The Sri Lankan sensation creates what must be the catchiest song ever about waging international class warfare. Richly textured sonics featuring smart samples and fabulous found sounds--dig the crackling gunshot blasts; best use of cash register since Pink Floyd's "Money"--allow the witty, revolutionary rapper with maximum swagger to drop an ostensible club banger fitted with rhymes about, ah, terrorism. 

5. "Seven Nation Army," (2003), the White Stripes

Jack White concocts the most killer guitar riff of the decade and uses to great effect throughout entire song. Awesomely primitive with a winningly mysterious vocal about world domination, revenge and avoiding the hounds of hell, "Seven Nation Army" ranks with anything in the pantheon of classic guitar-based rock songs.   

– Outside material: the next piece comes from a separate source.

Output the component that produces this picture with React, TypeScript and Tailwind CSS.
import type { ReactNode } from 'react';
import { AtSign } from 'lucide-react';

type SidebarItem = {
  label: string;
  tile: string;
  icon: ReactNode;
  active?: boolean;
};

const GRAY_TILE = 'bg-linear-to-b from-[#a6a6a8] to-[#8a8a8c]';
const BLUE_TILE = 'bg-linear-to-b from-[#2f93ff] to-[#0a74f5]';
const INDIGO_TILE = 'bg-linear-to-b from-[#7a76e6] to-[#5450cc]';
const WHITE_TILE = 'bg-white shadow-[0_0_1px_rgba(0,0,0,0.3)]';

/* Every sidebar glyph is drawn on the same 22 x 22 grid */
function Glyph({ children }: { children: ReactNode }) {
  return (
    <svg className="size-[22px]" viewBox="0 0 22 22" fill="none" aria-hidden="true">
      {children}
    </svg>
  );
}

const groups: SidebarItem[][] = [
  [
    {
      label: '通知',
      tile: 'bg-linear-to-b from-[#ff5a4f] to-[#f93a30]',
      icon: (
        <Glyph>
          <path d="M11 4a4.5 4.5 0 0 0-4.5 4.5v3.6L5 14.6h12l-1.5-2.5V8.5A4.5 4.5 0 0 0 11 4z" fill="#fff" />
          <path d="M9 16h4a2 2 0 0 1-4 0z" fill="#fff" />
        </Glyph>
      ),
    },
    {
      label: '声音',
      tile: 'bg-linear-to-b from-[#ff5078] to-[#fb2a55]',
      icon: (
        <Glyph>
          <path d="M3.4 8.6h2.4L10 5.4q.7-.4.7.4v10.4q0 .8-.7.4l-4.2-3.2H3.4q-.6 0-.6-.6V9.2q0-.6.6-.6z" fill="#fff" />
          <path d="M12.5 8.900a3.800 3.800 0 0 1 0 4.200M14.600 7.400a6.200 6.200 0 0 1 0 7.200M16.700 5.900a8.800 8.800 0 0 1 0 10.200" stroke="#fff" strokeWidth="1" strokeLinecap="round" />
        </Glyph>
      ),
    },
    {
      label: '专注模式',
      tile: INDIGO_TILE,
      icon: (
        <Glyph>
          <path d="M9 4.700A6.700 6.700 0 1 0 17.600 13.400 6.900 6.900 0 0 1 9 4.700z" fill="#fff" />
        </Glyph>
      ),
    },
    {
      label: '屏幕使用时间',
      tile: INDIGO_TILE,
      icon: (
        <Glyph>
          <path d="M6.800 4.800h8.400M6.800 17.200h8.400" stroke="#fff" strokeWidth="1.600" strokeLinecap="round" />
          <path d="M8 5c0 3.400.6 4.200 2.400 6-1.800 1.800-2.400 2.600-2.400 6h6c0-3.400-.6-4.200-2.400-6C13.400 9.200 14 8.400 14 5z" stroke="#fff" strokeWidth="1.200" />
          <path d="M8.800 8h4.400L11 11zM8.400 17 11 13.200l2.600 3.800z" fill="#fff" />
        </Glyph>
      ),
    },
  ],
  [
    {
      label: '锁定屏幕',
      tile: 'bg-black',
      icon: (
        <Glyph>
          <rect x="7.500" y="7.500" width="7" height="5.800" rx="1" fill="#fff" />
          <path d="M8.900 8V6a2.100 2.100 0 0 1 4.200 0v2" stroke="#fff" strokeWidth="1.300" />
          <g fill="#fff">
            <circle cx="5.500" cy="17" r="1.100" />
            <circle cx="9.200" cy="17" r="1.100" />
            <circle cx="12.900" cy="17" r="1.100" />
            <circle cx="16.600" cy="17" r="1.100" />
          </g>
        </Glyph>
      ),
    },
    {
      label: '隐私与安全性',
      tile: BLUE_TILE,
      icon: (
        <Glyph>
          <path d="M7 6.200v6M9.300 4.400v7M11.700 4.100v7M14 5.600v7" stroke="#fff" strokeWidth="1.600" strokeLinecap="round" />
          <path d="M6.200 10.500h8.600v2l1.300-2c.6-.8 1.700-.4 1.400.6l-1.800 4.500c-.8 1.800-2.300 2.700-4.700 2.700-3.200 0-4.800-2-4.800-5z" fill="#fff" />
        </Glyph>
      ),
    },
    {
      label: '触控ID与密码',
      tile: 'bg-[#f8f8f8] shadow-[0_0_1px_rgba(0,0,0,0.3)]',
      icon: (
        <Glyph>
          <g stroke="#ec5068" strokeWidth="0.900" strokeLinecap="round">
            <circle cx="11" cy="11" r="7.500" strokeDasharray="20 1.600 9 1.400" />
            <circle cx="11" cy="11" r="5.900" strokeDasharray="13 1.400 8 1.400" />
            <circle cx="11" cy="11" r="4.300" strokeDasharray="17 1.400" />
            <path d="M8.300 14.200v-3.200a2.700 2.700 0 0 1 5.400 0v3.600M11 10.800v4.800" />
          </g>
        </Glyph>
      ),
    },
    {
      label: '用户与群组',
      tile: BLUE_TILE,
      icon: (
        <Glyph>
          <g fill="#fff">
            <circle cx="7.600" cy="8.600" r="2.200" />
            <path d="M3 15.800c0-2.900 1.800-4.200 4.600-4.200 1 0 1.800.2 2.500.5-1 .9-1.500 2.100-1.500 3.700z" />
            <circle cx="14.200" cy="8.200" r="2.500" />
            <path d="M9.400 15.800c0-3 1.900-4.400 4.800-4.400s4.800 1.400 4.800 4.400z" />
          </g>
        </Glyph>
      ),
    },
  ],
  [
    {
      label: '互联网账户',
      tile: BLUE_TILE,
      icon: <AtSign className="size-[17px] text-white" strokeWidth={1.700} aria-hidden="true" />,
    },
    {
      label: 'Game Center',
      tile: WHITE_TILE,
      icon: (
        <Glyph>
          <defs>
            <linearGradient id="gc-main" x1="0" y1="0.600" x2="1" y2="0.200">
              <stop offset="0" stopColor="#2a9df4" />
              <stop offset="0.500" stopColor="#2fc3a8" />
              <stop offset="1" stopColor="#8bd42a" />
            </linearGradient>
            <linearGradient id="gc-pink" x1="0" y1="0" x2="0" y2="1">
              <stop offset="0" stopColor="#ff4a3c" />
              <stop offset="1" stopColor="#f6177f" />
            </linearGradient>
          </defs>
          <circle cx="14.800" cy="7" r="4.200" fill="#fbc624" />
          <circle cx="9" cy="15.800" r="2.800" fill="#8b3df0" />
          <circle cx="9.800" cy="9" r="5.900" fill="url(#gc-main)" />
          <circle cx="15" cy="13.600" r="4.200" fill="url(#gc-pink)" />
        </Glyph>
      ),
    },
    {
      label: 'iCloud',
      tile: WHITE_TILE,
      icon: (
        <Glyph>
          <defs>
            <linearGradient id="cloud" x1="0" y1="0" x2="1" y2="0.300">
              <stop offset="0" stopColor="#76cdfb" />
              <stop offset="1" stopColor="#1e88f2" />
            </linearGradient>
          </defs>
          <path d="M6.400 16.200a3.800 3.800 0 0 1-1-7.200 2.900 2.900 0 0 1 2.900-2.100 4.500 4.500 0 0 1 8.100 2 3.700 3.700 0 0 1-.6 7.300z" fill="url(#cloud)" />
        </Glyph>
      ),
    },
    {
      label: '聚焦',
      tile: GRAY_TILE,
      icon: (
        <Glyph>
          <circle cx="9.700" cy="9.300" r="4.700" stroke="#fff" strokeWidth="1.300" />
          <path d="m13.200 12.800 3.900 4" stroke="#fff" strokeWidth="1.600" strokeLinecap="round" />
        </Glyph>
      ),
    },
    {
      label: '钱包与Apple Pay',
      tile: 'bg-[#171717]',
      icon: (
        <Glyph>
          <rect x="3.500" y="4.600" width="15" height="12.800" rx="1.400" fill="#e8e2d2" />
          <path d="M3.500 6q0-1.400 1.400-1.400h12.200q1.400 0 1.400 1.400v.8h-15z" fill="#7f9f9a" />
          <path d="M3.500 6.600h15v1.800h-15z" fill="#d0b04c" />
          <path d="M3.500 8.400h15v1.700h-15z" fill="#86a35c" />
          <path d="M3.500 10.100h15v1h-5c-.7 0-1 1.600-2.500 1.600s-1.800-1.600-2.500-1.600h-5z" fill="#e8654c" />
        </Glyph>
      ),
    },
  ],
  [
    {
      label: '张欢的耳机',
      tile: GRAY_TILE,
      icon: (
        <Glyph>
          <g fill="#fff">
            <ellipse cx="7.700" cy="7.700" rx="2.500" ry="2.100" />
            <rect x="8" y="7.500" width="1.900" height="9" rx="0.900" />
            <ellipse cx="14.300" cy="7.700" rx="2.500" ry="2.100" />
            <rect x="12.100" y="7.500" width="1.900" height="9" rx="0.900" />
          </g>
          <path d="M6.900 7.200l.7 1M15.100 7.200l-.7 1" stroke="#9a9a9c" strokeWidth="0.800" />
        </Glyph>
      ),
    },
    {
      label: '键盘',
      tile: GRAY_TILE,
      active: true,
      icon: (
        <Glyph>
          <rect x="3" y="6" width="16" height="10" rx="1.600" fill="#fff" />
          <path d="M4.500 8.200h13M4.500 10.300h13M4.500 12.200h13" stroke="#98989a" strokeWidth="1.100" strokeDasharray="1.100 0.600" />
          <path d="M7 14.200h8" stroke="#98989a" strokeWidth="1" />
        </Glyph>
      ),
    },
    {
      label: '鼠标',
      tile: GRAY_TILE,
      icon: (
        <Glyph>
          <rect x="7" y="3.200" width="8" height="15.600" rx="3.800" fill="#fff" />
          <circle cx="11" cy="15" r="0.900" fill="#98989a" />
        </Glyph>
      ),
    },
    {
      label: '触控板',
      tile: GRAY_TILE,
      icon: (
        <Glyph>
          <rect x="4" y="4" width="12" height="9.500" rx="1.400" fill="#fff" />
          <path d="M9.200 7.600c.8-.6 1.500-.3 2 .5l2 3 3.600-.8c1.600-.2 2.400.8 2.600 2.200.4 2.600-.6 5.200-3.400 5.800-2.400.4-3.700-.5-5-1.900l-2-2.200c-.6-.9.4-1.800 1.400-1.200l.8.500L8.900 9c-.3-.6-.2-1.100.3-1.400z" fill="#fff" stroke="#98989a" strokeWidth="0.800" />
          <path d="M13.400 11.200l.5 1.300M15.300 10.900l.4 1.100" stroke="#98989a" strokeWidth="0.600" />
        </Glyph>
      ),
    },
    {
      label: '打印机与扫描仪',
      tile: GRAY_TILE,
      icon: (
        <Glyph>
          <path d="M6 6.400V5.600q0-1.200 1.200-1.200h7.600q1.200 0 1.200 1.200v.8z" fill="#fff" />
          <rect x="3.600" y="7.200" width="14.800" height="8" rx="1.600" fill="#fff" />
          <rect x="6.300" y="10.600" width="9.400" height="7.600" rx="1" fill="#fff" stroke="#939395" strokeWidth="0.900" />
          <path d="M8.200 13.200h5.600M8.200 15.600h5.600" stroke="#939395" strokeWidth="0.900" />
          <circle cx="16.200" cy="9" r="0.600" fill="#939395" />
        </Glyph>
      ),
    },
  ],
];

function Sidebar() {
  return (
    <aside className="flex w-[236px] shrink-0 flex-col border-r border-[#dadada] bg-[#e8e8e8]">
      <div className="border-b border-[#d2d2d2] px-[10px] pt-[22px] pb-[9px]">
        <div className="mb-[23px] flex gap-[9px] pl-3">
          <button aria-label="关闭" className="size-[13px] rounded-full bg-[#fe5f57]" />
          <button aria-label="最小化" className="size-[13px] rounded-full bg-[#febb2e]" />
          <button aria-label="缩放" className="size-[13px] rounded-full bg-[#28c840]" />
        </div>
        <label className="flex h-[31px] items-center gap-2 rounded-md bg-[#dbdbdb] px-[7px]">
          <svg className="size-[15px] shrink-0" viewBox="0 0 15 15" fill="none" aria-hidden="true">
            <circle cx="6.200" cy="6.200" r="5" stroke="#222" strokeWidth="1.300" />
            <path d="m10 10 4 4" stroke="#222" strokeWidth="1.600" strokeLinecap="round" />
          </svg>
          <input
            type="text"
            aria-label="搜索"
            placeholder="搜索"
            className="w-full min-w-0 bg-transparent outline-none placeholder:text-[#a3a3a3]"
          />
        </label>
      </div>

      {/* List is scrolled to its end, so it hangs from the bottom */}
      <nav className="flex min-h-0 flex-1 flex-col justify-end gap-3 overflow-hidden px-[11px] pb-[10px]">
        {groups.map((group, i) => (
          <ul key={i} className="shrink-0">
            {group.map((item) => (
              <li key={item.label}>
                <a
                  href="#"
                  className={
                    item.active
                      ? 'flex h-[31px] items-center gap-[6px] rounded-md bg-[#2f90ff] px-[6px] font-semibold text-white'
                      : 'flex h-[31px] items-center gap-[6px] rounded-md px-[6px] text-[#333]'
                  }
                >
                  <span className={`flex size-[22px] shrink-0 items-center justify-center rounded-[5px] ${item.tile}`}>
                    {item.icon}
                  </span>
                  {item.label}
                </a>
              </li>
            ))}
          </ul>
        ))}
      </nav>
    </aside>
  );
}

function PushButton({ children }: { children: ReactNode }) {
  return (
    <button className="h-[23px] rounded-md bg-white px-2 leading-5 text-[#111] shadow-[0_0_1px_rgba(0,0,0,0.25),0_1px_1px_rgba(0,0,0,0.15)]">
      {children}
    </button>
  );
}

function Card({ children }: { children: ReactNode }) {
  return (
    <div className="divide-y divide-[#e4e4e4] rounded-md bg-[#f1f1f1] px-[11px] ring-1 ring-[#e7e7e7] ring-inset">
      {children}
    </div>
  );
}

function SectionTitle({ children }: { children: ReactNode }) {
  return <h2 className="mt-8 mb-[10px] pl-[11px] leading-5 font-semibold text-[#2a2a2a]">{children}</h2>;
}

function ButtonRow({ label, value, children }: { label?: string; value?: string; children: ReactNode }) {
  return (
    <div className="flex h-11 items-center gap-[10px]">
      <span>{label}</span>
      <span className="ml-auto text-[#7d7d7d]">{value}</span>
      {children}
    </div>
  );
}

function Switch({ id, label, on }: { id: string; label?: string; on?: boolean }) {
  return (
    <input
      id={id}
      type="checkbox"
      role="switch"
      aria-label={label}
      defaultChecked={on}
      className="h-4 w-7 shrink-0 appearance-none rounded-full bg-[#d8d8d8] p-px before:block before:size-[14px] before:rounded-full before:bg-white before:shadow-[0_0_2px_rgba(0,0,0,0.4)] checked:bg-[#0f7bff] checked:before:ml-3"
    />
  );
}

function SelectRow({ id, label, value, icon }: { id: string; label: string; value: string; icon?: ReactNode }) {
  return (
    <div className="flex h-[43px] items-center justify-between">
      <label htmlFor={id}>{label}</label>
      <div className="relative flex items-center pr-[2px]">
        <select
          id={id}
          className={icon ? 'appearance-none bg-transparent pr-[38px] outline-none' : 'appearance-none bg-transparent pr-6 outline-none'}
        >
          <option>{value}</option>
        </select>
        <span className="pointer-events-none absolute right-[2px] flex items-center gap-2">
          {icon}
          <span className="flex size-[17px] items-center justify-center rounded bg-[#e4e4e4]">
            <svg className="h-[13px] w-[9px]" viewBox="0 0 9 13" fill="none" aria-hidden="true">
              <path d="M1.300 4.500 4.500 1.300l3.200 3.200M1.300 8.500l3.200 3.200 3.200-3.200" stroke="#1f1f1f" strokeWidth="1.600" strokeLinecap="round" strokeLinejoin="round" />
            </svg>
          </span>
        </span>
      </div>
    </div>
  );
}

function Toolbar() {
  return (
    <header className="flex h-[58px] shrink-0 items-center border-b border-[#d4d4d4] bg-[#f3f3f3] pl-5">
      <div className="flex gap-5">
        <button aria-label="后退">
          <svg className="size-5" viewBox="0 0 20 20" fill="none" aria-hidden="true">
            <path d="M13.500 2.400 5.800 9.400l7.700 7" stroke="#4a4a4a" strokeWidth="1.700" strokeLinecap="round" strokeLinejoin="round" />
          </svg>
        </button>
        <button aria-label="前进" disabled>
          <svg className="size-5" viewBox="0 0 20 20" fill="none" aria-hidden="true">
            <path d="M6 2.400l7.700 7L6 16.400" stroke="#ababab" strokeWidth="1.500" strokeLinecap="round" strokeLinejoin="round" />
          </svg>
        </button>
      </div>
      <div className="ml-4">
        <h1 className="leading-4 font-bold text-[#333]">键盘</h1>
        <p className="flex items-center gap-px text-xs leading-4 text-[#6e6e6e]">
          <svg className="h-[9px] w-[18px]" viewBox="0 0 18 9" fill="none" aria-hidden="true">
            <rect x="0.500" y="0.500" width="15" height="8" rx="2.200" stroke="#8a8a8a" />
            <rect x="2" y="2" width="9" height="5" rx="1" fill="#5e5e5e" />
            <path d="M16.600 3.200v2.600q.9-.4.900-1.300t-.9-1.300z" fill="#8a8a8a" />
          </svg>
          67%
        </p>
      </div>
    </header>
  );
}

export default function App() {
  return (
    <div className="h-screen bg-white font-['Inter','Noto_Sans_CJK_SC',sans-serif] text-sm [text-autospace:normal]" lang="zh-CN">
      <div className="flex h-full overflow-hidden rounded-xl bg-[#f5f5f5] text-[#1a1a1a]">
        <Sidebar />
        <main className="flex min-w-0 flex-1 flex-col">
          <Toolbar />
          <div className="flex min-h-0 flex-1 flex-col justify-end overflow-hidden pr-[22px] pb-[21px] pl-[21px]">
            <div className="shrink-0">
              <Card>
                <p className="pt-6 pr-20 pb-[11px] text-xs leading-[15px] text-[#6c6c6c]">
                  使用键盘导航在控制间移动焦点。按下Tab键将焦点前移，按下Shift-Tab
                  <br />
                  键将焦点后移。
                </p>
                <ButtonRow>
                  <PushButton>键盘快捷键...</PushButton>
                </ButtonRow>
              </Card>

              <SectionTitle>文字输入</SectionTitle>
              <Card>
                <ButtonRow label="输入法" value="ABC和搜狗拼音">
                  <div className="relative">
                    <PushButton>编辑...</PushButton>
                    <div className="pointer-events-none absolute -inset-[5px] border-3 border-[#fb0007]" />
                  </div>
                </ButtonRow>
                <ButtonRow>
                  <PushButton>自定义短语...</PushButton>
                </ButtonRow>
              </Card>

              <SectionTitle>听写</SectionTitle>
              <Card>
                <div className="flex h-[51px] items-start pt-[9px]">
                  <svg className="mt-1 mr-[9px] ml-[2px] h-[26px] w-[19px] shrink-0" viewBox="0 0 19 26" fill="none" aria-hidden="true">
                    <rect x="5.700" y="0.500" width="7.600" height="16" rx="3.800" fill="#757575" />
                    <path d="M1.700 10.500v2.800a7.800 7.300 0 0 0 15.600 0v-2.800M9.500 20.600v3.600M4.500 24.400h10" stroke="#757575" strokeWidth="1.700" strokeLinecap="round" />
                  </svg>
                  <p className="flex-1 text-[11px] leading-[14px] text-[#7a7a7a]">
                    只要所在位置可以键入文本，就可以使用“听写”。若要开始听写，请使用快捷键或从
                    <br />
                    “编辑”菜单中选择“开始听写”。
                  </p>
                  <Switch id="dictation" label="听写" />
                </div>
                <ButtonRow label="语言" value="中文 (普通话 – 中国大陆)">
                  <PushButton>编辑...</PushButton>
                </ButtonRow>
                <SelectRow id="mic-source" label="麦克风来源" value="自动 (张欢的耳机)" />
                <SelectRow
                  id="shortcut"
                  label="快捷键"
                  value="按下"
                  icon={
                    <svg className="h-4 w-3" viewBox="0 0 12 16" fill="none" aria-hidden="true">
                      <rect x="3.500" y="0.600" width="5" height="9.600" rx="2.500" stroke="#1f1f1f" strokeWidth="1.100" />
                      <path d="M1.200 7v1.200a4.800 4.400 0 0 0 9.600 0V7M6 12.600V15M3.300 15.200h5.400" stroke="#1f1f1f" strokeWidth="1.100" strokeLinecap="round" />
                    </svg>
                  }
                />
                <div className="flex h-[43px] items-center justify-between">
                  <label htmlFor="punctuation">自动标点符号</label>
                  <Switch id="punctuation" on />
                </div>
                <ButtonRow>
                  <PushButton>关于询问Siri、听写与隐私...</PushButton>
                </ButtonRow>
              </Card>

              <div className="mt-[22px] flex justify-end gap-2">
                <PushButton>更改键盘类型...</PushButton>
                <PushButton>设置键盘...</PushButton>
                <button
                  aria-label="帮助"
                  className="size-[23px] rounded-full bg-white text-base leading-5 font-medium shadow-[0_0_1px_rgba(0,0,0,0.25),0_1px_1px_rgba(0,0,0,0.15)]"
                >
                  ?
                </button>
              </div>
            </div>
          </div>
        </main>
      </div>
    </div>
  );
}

6. "Killer Parties" (2004), the Hold Steady

The Hold Steady's Craig Finn might have a thing for Sprinsgteen and his band does occasionally draw their inspiration from E Street, but the singer's tales of sympathetic losers are all his own. This one takes place in Tampa's club-intensive, Ybor City, where I spent many nights during the past decade. Finn hadn't been there before he wrote the track but a friend gave him enough info to capture the grimy, chemical-fueled feel of the infamously decadent party district.

7. "Love Is a Losing Game" (2006), Amy Winehouse

Better than any artist of her generation, Amy Winehouse updates classic R&B without sacrificing any of the grittiness of the genre's 1960s and early '70s golden era. Winehouse's phrasing here is most impressive, as is the alluring melody and wisely understated production. But that's not what makes the song so terribly profound. The singer's tears linger on each note. You hear every ugly word she and her lover ever shared; each infidelity, real or imagined; all the insecurity that comes with a breakup, the fear, the frustration, the rage, and ultimately, the sadness. It's beautiful despair, something that can only exist in the finest of music.

8. "Crazy" (2006), Gnarls Barkley

Over thumping, string-laden production by Danger Mouse, rapper Cee-Loo Green croons with an endearing gruff edge about the pros and cons of going insane, resulting in the decade's most unlikely--and evocative--pop smash. The Raconteurs, of Montreal, Beyonce and numerous others have covered "Crazy," making it something of a contemporary standard. But Gnarl's Barkely's original remains the definitive. Listen again, closely, to Green's spectral vocals, to the way he unleashes a lunatic laugh right before singing, "Bless your soul, you really think you're in control?" Genius.

9. "Evil Urges" (2008), My Morning Jacket

My Morning Jacket draws from a library of influences to craft a song that floats above categorization, without, and this is key, sounding like a noisy mashup meant to confound listeners. Singer Jim James' upper register soars just above the densely-layered guitars, his gripping vocals easing in and out of the gently shifting melody. "Evil Urges" implements the right sonic tool--be it reverb, rich orchestration or prog-y keyboard touches--to serve the song, which studies the human condition with a curious, rather than judgmental eye.

10. "Hey Ya! (2003)," Outkast

In the decade from hell, Outkast blessed us with this cheery gem of a dance number. It's more of a celebration than a song, an unabashed ass-shaking anthem with self-awareness and a certain poignancy. Generations from now, party people won't have a clue what a "Polaroid picture" is but a great many of them will know and love this song.